▼▼▼

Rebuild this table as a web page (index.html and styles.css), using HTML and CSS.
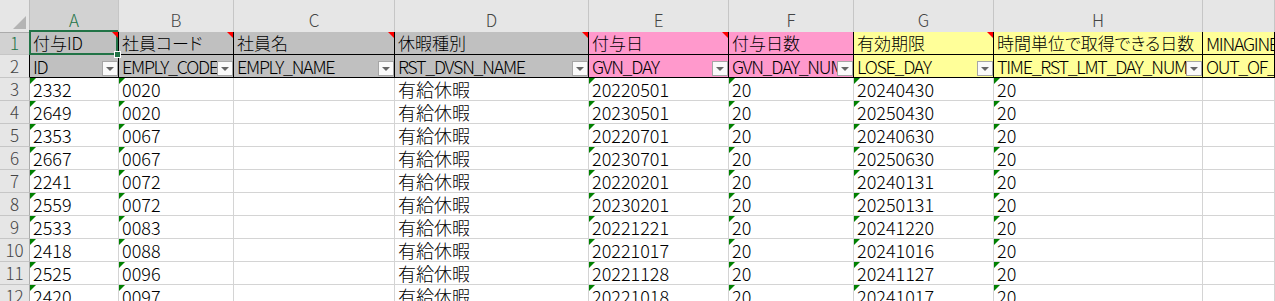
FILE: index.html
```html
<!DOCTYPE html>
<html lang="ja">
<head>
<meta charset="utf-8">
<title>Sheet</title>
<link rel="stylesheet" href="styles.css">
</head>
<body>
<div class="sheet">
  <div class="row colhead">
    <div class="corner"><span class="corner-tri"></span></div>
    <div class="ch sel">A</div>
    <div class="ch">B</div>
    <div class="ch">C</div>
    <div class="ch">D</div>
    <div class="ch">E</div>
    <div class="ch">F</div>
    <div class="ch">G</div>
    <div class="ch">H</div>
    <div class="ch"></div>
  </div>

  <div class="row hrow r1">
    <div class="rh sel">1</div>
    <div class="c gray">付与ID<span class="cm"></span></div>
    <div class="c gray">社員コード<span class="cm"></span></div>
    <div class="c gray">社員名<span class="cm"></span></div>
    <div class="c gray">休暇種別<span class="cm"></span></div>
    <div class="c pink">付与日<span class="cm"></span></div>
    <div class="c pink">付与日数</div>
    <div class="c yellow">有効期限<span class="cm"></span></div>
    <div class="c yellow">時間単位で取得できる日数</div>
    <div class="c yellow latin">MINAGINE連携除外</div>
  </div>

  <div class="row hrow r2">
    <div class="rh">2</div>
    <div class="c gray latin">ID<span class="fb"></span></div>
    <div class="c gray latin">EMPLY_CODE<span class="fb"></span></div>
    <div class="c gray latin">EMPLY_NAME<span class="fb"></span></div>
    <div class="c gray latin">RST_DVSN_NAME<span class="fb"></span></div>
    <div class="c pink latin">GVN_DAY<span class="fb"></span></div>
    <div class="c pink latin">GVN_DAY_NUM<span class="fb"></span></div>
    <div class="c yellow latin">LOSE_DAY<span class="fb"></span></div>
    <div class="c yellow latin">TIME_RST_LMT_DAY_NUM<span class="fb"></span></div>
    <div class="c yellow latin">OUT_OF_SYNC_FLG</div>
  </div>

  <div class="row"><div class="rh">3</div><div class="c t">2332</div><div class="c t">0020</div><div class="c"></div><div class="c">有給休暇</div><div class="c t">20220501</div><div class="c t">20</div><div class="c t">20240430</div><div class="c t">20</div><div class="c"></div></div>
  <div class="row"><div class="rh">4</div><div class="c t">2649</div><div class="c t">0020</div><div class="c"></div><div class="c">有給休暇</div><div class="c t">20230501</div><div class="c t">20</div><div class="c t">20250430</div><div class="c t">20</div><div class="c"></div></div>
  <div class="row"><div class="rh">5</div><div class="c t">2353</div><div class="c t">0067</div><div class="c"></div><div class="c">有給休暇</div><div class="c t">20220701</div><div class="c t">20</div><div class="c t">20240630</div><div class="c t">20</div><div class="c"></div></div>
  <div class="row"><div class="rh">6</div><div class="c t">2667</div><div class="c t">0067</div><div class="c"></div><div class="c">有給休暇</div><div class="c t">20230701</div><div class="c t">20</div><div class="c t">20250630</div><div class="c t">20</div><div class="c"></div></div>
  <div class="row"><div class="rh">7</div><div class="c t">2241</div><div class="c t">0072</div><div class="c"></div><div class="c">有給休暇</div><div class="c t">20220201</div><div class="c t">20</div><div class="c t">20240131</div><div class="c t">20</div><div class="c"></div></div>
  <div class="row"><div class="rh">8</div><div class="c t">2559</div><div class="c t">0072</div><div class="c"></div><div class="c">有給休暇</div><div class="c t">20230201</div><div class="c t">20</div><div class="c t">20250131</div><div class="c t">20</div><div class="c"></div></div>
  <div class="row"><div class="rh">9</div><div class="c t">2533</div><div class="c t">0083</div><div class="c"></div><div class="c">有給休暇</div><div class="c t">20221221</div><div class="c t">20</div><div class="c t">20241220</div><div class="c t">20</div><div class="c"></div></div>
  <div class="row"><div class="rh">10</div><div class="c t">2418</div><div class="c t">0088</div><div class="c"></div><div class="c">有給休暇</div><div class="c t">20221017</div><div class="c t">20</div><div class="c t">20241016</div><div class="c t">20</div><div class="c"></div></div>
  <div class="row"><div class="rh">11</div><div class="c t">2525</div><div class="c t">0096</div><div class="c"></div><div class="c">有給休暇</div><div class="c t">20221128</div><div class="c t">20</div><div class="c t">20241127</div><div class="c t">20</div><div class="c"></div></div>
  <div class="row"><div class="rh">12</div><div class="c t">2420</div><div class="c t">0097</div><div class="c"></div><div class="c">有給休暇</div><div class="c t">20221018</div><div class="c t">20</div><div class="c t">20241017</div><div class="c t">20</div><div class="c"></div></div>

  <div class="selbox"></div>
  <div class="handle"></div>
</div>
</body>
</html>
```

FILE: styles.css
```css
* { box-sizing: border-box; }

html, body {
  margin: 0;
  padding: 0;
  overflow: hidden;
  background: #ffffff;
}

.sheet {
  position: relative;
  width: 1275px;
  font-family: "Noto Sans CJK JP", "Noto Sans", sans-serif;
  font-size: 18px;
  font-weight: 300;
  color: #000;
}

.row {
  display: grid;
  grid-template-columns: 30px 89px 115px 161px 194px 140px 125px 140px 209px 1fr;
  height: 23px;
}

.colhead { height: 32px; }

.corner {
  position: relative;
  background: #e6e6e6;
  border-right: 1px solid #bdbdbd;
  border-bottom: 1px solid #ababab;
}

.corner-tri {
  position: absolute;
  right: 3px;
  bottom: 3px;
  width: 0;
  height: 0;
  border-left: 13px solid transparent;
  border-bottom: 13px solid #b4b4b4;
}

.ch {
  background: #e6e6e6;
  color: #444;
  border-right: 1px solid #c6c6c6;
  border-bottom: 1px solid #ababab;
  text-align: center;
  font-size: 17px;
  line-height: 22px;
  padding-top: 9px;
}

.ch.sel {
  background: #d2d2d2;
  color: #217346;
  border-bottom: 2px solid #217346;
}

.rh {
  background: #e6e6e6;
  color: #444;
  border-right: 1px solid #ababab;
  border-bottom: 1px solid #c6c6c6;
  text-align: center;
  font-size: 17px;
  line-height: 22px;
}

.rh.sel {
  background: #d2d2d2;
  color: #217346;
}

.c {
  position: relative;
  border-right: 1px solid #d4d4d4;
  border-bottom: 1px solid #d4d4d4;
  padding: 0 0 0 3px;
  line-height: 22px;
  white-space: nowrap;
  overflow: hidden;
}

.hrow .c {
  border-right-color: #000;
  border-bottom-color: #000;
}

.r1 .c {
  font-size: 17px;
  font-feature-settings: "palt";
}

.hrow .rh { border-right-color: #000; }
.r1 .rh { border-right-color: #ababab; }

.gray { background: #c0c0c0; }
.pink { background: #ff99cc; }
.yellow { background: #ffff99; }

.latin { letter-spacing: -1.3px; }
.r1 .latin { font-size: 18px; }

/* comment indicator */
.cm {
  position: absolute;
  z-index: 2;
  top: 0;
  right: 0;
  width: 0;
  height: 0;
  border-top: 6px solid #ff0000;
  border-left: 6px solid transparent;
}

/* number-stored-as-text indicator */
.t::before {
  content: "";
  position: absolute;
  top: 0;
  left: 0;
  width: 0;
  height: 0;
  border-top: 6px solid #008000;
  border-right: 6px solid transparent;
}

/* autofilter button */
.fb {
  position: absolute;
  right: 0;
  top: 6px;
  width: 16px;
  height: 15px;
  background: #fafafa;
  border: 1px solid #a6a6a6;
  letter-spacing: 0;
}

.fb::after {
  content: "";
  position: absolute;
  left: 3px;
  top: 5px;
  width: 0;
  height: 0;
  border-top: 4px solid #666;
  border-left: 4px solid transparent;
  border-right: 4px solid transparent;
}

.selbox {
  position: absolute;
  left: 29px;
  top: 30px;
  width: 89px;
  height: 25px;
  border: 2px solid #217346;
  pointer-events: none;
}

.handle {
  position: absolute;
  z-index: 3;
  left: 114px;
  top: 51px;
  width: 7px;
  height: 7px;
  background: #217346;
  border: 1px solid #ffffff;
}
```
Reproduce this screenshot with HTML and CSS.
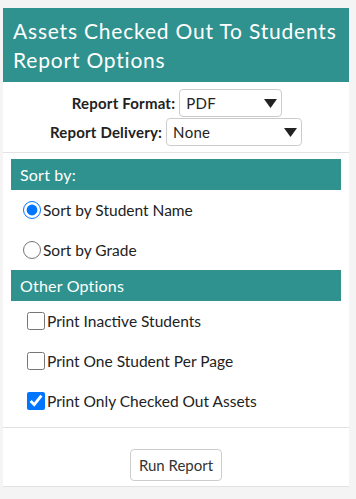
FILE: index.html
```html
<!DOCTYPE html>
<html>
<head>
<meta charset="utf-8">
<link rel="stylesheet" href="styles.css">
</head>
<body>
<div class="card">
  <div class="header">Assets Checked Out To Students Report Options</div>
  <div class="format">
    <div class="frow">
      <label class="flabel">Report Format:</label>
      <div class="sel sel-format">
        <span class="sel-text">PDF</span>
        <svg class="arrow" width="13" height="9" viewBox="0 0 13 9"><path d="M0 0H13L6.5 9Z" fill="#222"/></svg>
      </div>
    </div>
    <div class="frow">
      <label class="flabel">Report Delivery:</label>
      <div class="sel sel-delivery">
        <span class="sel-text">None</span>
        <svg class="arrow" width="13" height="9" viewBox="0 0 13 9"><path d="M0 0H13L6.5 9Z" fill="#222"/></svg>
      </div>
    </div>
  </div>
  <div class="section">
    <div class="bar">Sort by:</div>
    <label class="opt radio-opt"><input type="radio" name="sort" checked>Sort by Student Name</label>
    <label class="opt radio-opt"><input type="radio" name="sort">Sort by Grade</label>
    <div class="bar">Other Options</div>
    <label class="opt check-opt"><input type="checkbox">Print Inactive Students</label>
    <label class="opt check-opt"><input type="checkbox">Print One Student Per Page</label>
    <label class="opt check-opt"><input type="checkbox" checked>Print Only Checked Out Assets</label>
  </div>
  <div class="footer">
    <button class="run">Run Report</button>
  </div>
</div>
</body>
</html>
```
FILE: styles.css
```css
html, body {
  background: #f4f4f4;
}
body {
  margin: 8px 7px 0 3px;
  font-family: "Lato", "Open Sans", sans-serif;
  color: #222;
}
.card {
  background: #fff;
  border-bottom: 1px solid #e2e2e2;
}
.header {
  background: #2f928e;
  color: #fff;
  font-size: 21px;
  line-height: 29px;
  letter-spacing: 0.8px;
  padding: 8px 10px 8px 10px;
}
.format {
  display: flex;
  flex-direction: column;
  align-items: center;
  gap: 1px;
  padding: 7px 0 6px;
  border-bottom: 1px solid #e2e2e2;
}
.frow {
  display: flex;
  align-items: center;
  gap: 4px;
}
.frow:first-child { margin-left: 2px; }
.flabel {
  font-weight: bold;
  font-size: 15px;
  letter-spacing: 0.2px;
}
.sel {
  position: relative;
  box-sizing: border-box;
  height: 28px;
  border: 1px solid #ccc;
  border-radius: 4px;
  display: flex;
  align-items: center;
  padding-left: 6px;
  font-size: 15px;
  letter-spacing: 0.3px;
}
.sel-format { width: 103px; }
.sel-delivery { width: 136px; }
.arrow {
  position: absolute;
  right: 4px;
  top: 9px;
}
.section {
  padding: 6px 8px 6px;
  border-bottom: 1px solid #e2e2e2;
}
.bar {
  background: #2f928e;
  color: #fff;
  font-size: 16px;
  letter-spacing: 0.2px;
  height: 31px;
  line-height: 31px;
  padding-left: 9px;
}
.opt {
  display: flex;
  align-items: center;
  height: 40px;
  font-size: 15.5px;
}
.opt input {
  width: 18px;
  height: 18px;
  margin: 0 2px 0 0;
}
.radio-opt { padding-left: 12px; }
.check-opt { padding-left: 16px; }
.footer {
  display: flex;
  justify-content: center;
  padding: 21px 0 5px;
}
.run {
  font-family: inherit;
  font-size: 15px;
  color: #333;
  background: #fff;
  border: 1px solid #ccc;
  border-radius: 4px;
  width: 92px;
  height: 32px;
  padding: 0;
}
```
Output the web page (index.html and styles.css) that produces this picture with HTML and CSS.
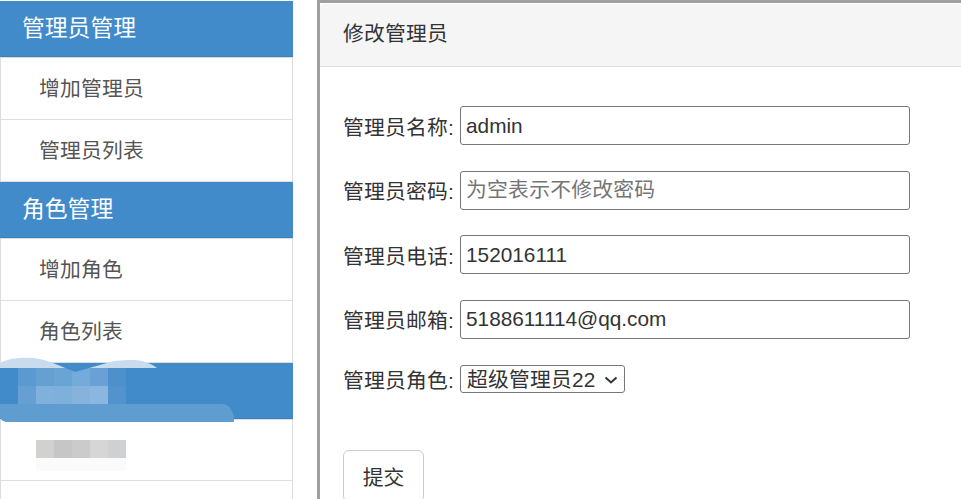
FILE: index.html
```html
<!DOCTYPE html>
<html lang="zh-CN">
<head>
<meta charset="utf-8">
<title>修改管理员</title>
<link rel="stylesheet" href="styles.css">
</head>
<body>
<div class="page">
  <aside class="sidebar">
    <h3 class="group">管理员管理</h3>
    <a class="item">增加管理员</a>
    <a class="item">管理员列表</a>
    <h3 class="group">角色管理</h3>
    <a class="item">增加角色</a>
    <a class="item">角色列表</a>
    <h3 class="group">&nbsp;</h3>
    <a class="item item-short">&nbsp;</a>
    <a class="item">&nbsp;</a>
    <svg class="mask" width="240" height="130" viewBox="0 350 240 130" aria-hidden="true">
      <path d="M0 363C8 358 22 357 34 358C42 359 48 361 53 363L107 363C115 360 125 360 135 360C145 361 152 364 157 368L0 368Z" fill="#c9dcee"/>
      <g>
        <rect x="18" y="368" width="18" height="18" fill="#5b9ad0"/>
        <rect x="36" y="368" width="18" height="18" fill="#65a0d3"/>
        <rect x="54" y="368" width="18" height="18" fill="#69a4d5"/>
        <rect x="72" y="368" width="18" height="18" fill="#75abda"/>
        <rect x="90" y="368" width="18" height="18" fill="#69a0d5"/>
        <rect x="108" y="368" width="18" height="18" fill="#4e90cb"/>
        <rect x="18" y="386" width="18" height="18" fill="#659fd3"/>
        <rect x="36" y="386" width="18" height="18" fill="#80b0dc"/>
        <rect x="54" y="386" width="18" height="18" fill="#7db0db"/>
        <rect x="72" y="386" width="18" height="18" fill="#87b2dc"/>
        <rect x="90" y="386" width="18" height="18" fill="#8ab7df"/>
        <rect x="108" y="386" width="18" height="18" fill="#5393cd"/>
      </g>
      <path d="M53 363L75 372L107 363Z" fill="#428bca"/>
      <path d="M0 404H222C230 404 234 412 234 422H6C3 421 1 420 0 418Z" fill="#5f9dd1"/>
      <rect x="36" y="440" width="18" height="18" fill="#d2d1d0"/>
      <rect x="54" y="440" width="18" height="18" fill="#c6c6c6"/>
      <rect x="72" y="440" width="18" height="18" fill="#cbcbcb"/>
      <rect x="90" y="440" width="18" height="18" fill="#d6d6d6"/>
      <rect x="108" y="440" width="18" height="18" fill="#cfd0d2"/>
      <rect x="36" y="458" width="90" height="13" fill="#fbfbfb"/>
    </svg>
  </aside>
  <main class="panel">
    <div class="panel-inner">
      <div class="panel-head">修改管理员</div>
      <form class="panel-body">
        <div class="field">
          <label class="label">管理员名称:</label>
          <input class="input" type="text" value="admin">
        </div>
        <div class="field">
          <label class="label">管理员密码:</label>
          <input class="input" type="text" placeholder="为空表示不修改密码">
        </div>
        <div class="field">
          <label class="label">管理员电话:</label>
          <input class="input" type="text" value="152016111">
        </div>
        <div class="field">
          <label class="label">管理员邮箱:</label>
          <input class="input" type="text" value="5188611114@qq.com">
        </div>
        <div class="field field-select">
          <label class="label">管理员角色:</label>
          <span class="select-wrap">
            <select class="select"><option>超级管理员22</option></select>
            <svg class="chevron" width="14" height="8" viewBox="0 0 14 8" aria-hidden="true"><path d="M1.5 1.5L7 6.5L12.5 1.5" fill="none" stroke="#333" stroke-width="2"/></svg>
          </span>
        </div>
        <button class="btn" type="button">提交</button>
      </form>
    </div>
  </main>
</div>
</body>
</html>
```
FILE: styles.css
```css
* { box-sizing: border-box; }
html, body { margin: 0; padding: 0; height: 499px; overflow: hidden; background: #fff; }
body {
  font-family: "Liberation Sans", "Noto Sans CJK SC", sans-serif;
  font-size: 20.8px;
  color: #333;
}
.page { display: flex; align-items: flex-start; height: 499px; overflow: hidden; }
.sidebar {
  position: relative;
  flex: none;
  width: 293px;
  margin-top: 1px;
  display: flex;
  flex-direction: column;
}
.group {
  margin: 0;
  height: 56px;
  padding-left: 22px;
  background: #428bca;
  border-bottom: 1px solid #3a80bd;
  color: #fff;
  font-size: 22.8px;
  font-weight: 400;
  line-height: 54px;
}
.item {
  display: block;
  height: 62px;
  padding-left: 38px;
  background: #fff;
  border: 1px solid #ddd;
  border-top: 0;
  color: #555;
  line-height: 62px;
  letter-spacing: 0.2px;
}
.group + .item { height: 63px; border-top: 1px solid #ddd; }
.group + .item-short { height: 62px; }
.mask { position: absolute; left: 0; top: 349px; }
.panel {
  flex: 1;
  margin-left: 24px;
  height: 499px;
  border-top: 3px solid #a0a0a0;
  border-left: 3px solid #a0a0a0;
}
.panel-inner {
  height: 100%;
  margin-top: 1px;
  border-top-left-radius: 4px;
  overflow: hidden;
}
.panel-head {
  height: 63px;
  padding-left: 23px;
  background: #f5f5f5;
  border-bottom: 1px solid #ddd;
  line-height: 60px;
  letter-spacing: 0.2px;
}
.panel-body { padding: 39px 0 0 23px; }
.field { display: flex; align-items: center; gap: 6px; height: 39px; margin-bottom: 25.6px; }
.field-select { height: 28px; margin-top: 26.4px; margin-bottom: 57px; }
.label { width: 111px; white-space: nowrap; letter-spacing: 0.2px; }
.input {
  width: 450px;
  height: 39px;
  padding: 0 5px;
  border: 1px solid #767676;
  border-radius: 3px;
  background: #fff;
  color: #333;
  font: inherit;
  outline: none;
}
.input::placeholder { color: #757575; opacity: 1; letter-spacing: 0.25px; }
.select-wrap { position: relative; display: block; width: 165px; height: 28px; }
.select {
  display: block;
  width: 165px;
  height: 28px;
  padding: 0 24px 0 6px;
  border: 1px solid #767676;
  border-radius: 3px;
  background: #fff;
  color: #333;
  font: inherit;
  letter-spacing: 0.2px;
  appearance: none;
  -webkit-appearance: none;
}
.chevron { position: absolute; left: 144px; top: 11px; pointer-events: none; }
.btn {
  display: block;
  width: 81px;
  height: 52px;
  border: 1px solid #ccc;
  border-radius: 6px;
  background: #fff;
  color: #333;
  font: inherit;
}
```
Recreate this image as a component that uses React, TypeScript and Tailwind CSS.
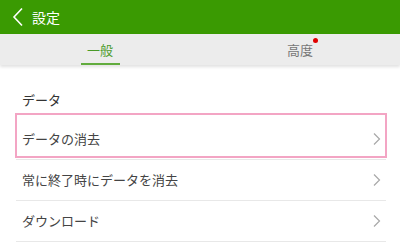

▲▲▲

● **WHAT YOU HAVE TO DO**
Look over the material above and show each line where "this" appears.

● **CORRECT RESULT**
Rebuild this table as a web page (index.html and styles.css), using HTML and CSS.
Reproduce this screenshot with HTML and CSS.
Output the web page (index.html and styles.css) that produces this picture with HTML and CSS.
Recreate this image as a component that uses React, TypeScript and Tailwind CSS.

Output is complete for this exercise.